<<<<

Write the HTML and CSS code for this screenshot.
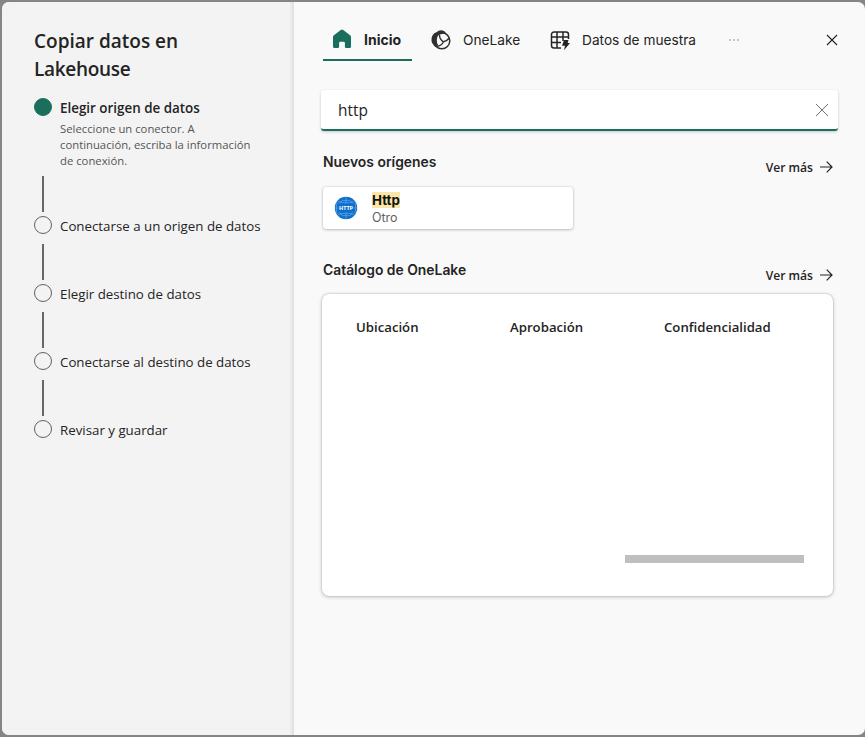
FILE: index.html
```html
<!DOCTYPE html>
<html lang="es">
<head>
<meta charset="utf-8">
<title>Copiar datos en Lakehouse</title>
<link rel="stylesheet" href="styles.css">
</head>
<body>
<div class="dialog">
  <aside class="side">
    <h1 class="title">Copiar datos en<br><span class="tight">Lakehouse</span></h1>
    <ol class="steps">
      <li class="step active">
        <span class="dot"></span>
        <div class="text"><b class="label">Elegir origen de datos</b>
          <p class="desc">Seleccione un conector. A<br>continuación, escriba la información<br>de conexión.</p></div>
      </li>
      <li class="step"><span class="dot"></span><span class="label">Conectarse a un origen de datos</span></li>
      <li class="step"><span class="dot"></span><span class="label">Elegir destino de datos</span></li>
      <li class="step"><span class="dot"></span><span class="label">Conectarse al destino de datos</span></li>
      <li class="step"><span class="dot"></span><span class="label">Revisar y guardar</span></li>
    </ol>
  </aside>
  <main class="main">
    <header class="top">
      <nav class="tabs">
        <a class="tab home selected">
          <svg width="20" height="20" viewBox="0 0 20 20"><path fill="#196f5b" d="M8.700 1.100a2 2 0 0 1 2.600 0l6.800 5.200A2.200 2.200 0 0 1 19 8v9.500a1.500 1.500 0 0 1-1.500 1.500h-3.300a1.300 1.300 0 0 1-1.300-1.300V14a1.200 1.200 0 0 0-1.200-1.200H8.300A1.200 1.200 0 0 0 7.100 14v3.700A1.300 1.300 0 0 1 5.800 19H2.500A1.500 1.500 0 0 1 1 17.500V8a2.200 2.200 0 0 1 .9-1.700z"/></svg>
          <span>Inicio</span>
        </a>
        <a class="tab lake">
          <svg width="20" height="20" viewBox="0 0 20 20"><circle cx="10.800" cy="10.800" r="8" fill="none" stroke="#303030" stroke-width="1.500"/><path fill="#303030" d="M5.500 2.200Q9.500-1.500 13.700 1.500L16 4.200Q11 2.700 7 5.500Q4.500 10.500 7 14.800L5.500 17.500Q-.5 14 .6 8Q1.500 3.500 5.500 2.200z"/><path fill="none" stroke="#303030" stroke-width="1.400" d="M8.500 5Q8.500 9.500 12.500 11.800Q16 11 18.300 8M6 16.300Q10.500 16 12.500 11.800"/></svg>
          <span>OneLake</span>
        </a>
        <a class="tab sample">
          <svg width="20" height="20" viewBox="0 0 20 20"><path fill="none" stroke="#242424" stroke-width="1.500" d="M11 18H4a2.500 2.500 0 0 1-2.500-2.500v-11A2.500 2.500 0 0 1 4 2h12a2.500 2.500 0 0 1 2.500 2.500V9M1.500 7h17M1.500 12.500H11M7 2v16M13 2v9"/><path fill="#242424" d="M14 10h4.500l-.8 3H20l-6 7.300 1-4.600h-3z"/></svg>
          <span>Datos de muestra</span>
        </a>
        <svg class="more" width="12" height="4" viewBox="0 0 12 4"><g fill="#777"><circle cx="2" cy="2" r=".75"/><circle cx="6" cy="2" r=".75"/><circle cx="10" cy="2" r=".75"/></g></svg>
      </nav>
      <svg class="close" width="12" height="12" viewBox="0 0 12 12"><path fill="none" stroke="#242424" stroke-width="1.100" d="M1 1l10 10M11 1L1 11"/></svg>
    </header>
    <div class="search"><span>http</span>
      <svg width="14" height="14" viewBox="0 0 14 14"><path fill="none" stroke="#616161" stroke-width=".9" d="M1 1l12 12M13 1L1 13"/></svg>
    </div>
    <section class="head"><h2>Nuevos orígenes</h2>
      <a class="see"><span>Ver más</span><svg width="14" height="14" viewBox="0 0 14 14"><path fill="none" stroke="#242424" stroke-width="1.200" d="M1 7h12M7.700 1.700L13 7l-5.300 5.300"/></svg></a>
    </section>
    <div class="source">
      <svg width="24" height="24" viewBox="0 0 24 24"><circle cx="12" cy="12" r="11.200" fill="#0f6fcb"/><g fill="none" stroke="#6fb2ee" stroke-width=".6"><path d="M5.500 8Q8 2.500 12 5q4-2.500 6.500 3M5.500 16q2.500 5.500 6.500 3q4 2.500 6.500-3M1 12h3M20 12h3M12 1v6M12 17v6M4 5.500q8 3 16 0M4 18.500q8-3 16 0M3 6Q1.500 12 3 18M21 6q1.500 6 0 12"/></g><text class="badge" x="12" y="14" text-anchor="middle" textLength="14" lengthAdjust="spacingAndGlyphs">HTTP</text></svg>
      <div class="sourcetext"><b class="name">Http</b><span class="kind">Otro</span></div>
    </div>
    <section class="head second"><h2>Catálogo de OneLake</h2>
      <a class="see"><span>Ver más</span><svg width="14" height="14" viewBox="0 0 14 14"><path fill="none" stroke="#242424" stroke-width="1.200" d="M1 7h12M7.700 1.700L13 7l-5.300 5.300"/></svg></a>
    </section>
    <div class="catalog">
      <div class="columns"><b>Ubicación</b><b>Aprobación</b><b>Confidencialidad</b></div>
      <div class="scroll"></div>
    </div>
  </main>
</div>
</body>
</html>
```
FILE: styles.css
```css
* { box-sizing: border-box; }
body { margin: 0; height: 737px; overflow: hidden; background: #858585; padding: 2px 0 2px 2px; color: #242424; font-family: "Open Sans", "Noto Sans", sans-serif; }
h1, h2, p, ol { margin: 0; padding: 0; }
svg { display: block; flex: none; overflow: visible; }
span, b { white-space: nowrap; }
.dialog { height: 733px; display: flex; border-radius: 7px; overflow: hidden; background: #f9f9f9; }
.side { width: 292px; flex: none; padding: 25px 32px; background: linear-gradient(to left, #dedede, #f3f3f3 5px); }
.title { font-size: 19px; line-height: 28px; font-weight: 600; }
.tight { letter-spacing: -.3px; }
.steps { list-style: none; margin-top: 11px; }
.step { display: flex; align-items: flex-start; gap: 8px; height: 68px; position: relative; }
.step.active { height: 118px; }
.dot { width: 18px; height: 18px; flex: none; border: 1px solid #616161; border-radius: 50%; margin-top: 4px; }
.active .dot { background: #196f5b; border-color: #196f5b; }
.step:not(:last-child)::after { content: ""; position: absolute; left: 8px; bottom: 0; width: 2px; height: 36px; background: #666; }
.label { display: block; font-size: 13.3px; line-height: 20px; margin-top: 4px; font-weight: 400; }
.active .label { font-size: 13.4px; font-weight: 600; }
.desc { margin-top: 3px; font-size: 11.3px; line-height: 16px; color: #555; white-space: nowrap; }
.main { flex: 1; padding: 0 27px; }
.top { display: flex; justify-content: space-between; height: 60px; }
.tabs { display: flex; margin-left: 2px; font: 400 13.7px/20px Inter, sans-serif; }
.tab { display: flex; align-items: center; gap: 12px; height: 59px; padding-top: 17px; }
.home { width: 89px; padding-left: 9px; padding-top: 19px; border-bottom: 2px solid #196f5b; font-size: 14px; font-weight: 700; }
.home svg { margin-top: -2px; }
.lake { margin-left: 19px; width: 100px; }
.sample { margin-left: 19px; }
.more { margin: 36px 0 0 32px; }
.close { margin-top: 32px; }
.search { width: 517px; height: 41px; margin-top: 28px; padding: 0 9px 0 17px; background: #fff; border-bottom: 2px solid #196f5b; border-radius: 3px; box-shadow: 0 1px 3px #0003; display: flex; justify-content: space-between; align-items: center; font-size: 15.4px; }
.search span { padding-top: 2px; }
.head { display: flex; justify-content: space-between; width: 510px; margin: 21px 0 0 2px; height: 28px; }
.head h2 { font: 600 13.88px/20px Inter, sans-serif; }
.see { display: flex; align-items: center; gap: 6px; font-size: 12.1px; line-height: 20px; font-weight: 600; height: 20px; margin-top: 5px; }
.see span { padding-top: 2px; }
.source { display: flex; align-items: center; width: 250px; height: 42px; margin: 7px 0 0 2px; padding: 0 11px; gap: 14px; background: #fff; border-radius: 3px; box-shadow: 0 0 2px #0003, 0 1px 3px #0003; }
.badge { font: 700 5.3px "Open Sans", sans-serif; fill: #fff; }
.sourcetext { display: flex; flex-direction: column; align-items: flex-start; margin-top: 2px; font: 400 12.4px/16px Inter, sans-serif; color: #616161; }
.name { background: #fae6a7; color: #111; font-size: 13.3px; line-height: 16px; font-weight: 700; }
.kind { line-height: 16px; padding-top: 2px; }
.second { margin-top: 31px; }
.catalog { width: 511px; height: 302px; margin: 6px 0 0 1px; background: #fff; border-radius: 7px; box-shadow: 0 0 2px #0004, 0 1px 4px #0003; padding: 23px 29px 33px 34px; display: flex; flex-direction: column; justify-content: space-between; }
.columns { display: grid; grid-template-columns: repeat(3, 154px); font-size: 13.2px; line-height: 20px; }
.columns b { font-weight: 600; }
.scroll { width: 179px; height: 8px; background: #bfbfbf; align-self: flex-end; }
```
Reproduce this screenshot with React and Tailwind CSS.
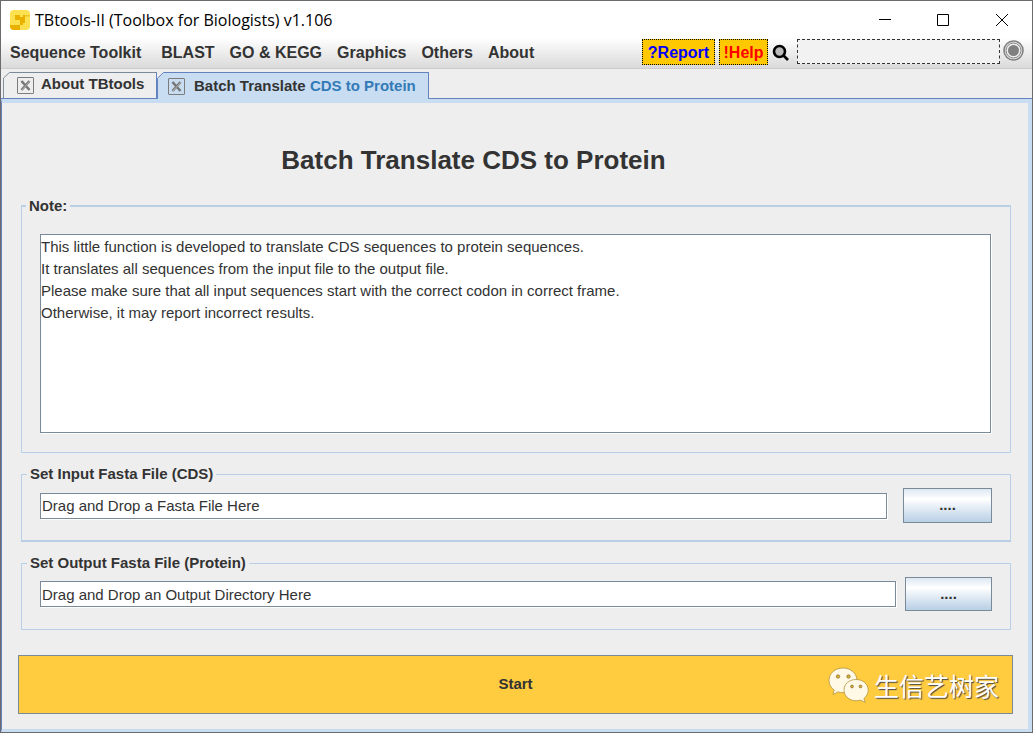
const menus = ["BLAST", "GO & KEGG", "Graphics", "Others", "About"];

function Logo() {
  return (
    <svg viewBox="0 0 20 20" className="size-5 shrink-0" aria-hidden="true">
      <rect width="20" height="20" rx="4" fill="#fbe04f" />
      <path d="M5 5h5v2h3V5h2v8h-2v2h-3v5H4a4 4 0 0 1-4-4v-1h10v-5H5z" fill="#eab000" />
      <path d="M15 5h5v1.500h-5z" fill="#f3c52a" />
    </svg>
  );
}

function CloseTab({ label }) {
  return (
    <button aria-label={label} className="flex size-[17px] shrink-0 items-center justify-center rounded-[1px] border border-[#7c7c7c]">
      <svg viewBox="0 0 11 11" className="size-[11px]" aria-hidden="true">
        <path d="M1.500 1l8 9M9.500 1l-8 9" stroke="#777" strokeWidth="2.600" />
        <path d="M2 10l7.500-8.500" stroke="#eee" strokeWidth="0.500" />
      </svg>
    </button>
  );
}

function TabCorner({ fill, stroke }) {
  return (
    <svg viewBox="0 0 7 28" className="h-full w-[7px] shrink-0" preserveAspectRatio="none" aria-hidden="true">
      <path d="M0.500 28V6.500L6.500 0.500H7V28z" fill={fill} />
      <path d="M0.500 28V6.500L6.500 0.500H7" fill="none" stroke={stroke} />
    </svg>
  );
}

function FileField({ id, legend, value, frameClass, rowClass, buttonClass }) {
  return (
    <fieldset className={`mt-[11px] min-w-0 border border-[#b8cfe5] px-[18px] ${frameClass}`}>
      <legend className="-ml-[13px] px-[3px] text-[15px] leading-5 font-bold">
        <label htmlFor={id}>{legend}</label>
      </legend>
      <div className={`flex items-center pt-1 ${rowClass}`}>
        <input
          id={id}
          defaultValue={value}
          className="h-[26px] min-w-0 flex-1 border border-[#7a8a99] bg-white px-px text-[15px] shadow-[1px_1px_0_#fff] outline-none"
        />
        <button
          aria-label={`Browse: ${legend}`}
          className={`border border-[#7a8a99] bg-linear-to-b from-[#dde8f3] via-white via-30% to-[#b8cfe5] text-[15px] font-bold ${buttonClass}`}
        >
          ....
        </button>
      </div>
    </fieldset>
  );
}

function WeChatMark() {
  return (
    <svg viewBox="0 0 42 36" className="h-9 w-[42px]" aria-hidden="true">
      <g fill="#fff9e6" stroke="#a88a35" strokeWidth="0.700">
        <path d="M15 1C7 1 1 6.500 1 13.500c0 4 2 7.300 5.200 9.600L5 27.500l5-2.600c1.600.5 3.300.7 5 .7 8 0 14-5.300 14-12.100S23 1 15 1z" />
        <path d="M28 12.500c-7 0-12 4.700-12 10.600s5.200 10.700 12 10.700c1.500 0 3-.2 4.400-.7l4.800 2.400-1.300-4c2.600-2 4.300-5 4.300-8.400 0-5.900-5.200-10.600-12.200-10.600z" />
      </g>
      <g fill="#e0b030" stroke="#6d5a22" strokeWidth="0.600">
        <circle cx="10" cy="9.500" r="1.700" />
        <circle cx="20.500" cy="9.500" r="1.700" />
        <circle cx="24" cy="19.500" r="1.400" />
        <circle cx="32.500" cy="19.500" r="1.400" />
      </g>
    </svg>
  );
}

export default function App() {
  return (
    <div className="flex min-h-screen flex-col border border-[#6b6b6d] bg-[#eeeeee] font-['Liberation_Sans',Arial,sans-serif] text-[#333]">
      <header className="flex h-[37px] items-center bg-white pl-[9px]">
        <Logo />
        <span className="ml-[5px] flex-1 font-['Open_Sans','Noto_Sans',sans-serif] text-[16px] text-black">
          TBtools-II (Toolbox for Biologists) v1.106
        </span>
        <div className="flex text-black">
          <button aria-label="Minimize" className="flex h-9 w-[58px] items-center justify-center">
            <svg viewBox="0 0 12 12" className="size-3" aria-hidden="true"><path d="M0 5.500h12" stroke="currentColor" /></svg>
          </button>
          <button aria-label="Maximize" className="flex h-9 w-[58px] items-center justify-center">
            <svg viewBox="0 0 12 12" className="size-3" aria-hidden="true"><path d="M.5.500h11v11H.5z" fill="none" stroke="currentColor" /></svg>
          </button>
          <button aria-label="Close" className="flex h-9 w-[60px] items-center justify-center">
            <svg viewBox="0 0 12 12" className="size-3" aria-hidden="true"><path d="M0 0l12 12M12 0L0 12" stroke="currentColor" /></svg>
          </button>
        </div>
      </header>

      <nav className="flex h-[31px] items-start border-b border-[#cccccc] bg-linear-to-b from-white to-[#dadada] pt-px pr-2 pl-[9px] text-[16px] font-bold">
        <div className="flex h-7 flex-1 items-center gap-[15px]">
          <button className="mr-[5px]">Sequence Toolkit</button>
          {menus.map((m) => (
            <button key={m}>{m}</button>
          ))}
        </div>
        <button className="h-[26px] w-[73px] border border-dotted border-black bg-[#ffc800] pt-px text-[#0000ff]">?Report</button>
        <button className="ml-1 h-[26px] w-[49px] border border-dotted border-black bg-[#ffc800] pt-px text-[#ff0000]">!Help</button>
        <label htmlFor="search" aria-label="Search" className="ml-1 flex h-[26px] w-[25px] items-center">
          <svg viewBox="0 0 17 17" className="size-[17px]" aria-hidden="true">
            <circle cx="7.500" cy="7.500" r="5.500" fill="#bbb" stroke="#000" strokeWidth="2.600" />
            <path d="M11 11l5 5" stroke="#000" strokeWidth="2.600" />
          </svg>
        </label>
        <input id="search" className="h-[25px] w-[203px] border border-dashed border-[#333] bg-[#f2f2f2] px-1 outline-none" />
        <button aria-label="Status" className="ml-[3px] flex h-[23px] items-center">
          <svg viewBox="0 0 21 21" className="size-[21px]" aria-hidden="true">
            <circle cx="10.500" cy="10.500" r="9.500" fill="#eee" stroke="#808080" strokeWidth="1.600" />
            <circle cx="10.500" cy="10.500" r="7.500" fill="none" stroke="#808080" strokeWidth="1" />
            <circle cx="10.500" cy="10.500" r="5.500" fill="#808080" />
          </svg>
        </button>
      </nav>

      <div className="flex h-[30px] items-stretch border-b border-[#6382bf] pt-[3px] pl-[2px] text-[15px] font-bold">
        <div className="flex w-[154px]">
          <TabCorner fill="#eeeeee" stroke="#7a8a99" />
          <div className="flex flex-1 items-center border-t border-r border-t-[#7a8a99] border-r-[#6382bf] pl-[7px]">
            <CloseTab label="Close About TBtools" />
            <button className="mb-[3px] ml-[7px] whitespace-nowrap">About TBtools</button>
          </div>
        </div>
        <div className="-mb-px flex w-[272px]">
          <TabCorner fill="#c8ddf2" stroke="#6382bf" />
          <div className="flex flex-1 items-center border-t border-r border-[#6382bf] bg-[#c8ddf2] pl-[4px]">
            <CloseTab label="Close Batch Translate CDS to Protein" />
            <button className="ml-[9px] whitespace-nowrap">
              Batch Translate <span className="text-[#337ab7]">CDS to Protein</span>
            </button>
          </div>
        </div>
      </div>

      <main className="flex flex-1 flex-col border-t-4 border-r-4 border-b-[3px] border-l border-t-[#c8ddf2] border-r-[#c8ddf2] border-b-[#c8ddf2] border-l-[#6382bf] pr-[15px] pb-[15px] pl-4">
        <h1 className="mt-[41px] mb-5 pr-[84px] text-center text-[26px] leading-8 font-bold">Batch Translate CDS to Protein</h1>

        <div className="pr-[2px] pl-[3px]">
          <fieldset className="min-w-0 border border-t-2 border-[#b8cfe5] pr-[19px] pb-[19px] pl-[18px]">
            <legend className="-ml-[14px] px-[3px] text-[15px] leading-5 font-bold">
              <label htmlFor="note">Note:</label>
            </legend>
            <textarea
              id="note"
              readOnly
              className="mt-[18px] block h-[199px] w-full resize-none overflow-hidden border border-[#7a8a99] bg-white pt-px text-[15px] leading-[22px] shadow-[1px_1px_0_#fff] outline-none"
              value={
                "This little function is developed to translate CDS sequences to protein sequences.\nIt translates all sequences from the input file to the output file.\nPlease make sure that all input sequences start with the correct codon in correct frame.\nOtherwise, it may report incorrect results."
              }
            />
          </fieldset>

          <FileField
            id="cds"
            legend="Set Input Fasta File (CDS)"
            value="Drag and Drop a Fasta File Here"
            frameClass="border-b-2 pb-[17px]"
            rowClass="gap-4"
            buttonClass="h-[35px] w-[89px]"
          />
          <FileField
            id="protein"
            legend="Set Output Fasta File (Protein)"
            value="Drag and Drop an Output Directory Here"
            frameClass="pb-[18px]"
            rowClass="gap-[9px]"
            buttonClass="h-[34px] w-[87px]"
          />
        </div>

        <div className="relative mt-[25px] flex min-h-[59px] flex-1">
          <button className="flex-1 border border-[#7a8a99] bg-[#ffcc40] text-[15px] font-bold">
            Start
          </button>
          <div className="pointer-events-none absolute right-[14px] bottom-[11px] flex items-center gap-1">
            <WeChatMark />
            <span className="font-['Noto_Sans_CJK_SC',sans-serif] text-[25px] leading-9 text-white [text-shadow:1px_1px_1px_#444]">
              生信艺树家
            </span>
          </div>
        </div>
      </main>
    </div>
  );
}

>>>>

- _WORK TO BE COMPLETED_
Every line above that contains the word "screenshot" should be reported.

- _SOLVED EXERCISE_
Write the HTML and CSS code for this screenshot.
Reproduce this screenshot with React and Tailwind CSS.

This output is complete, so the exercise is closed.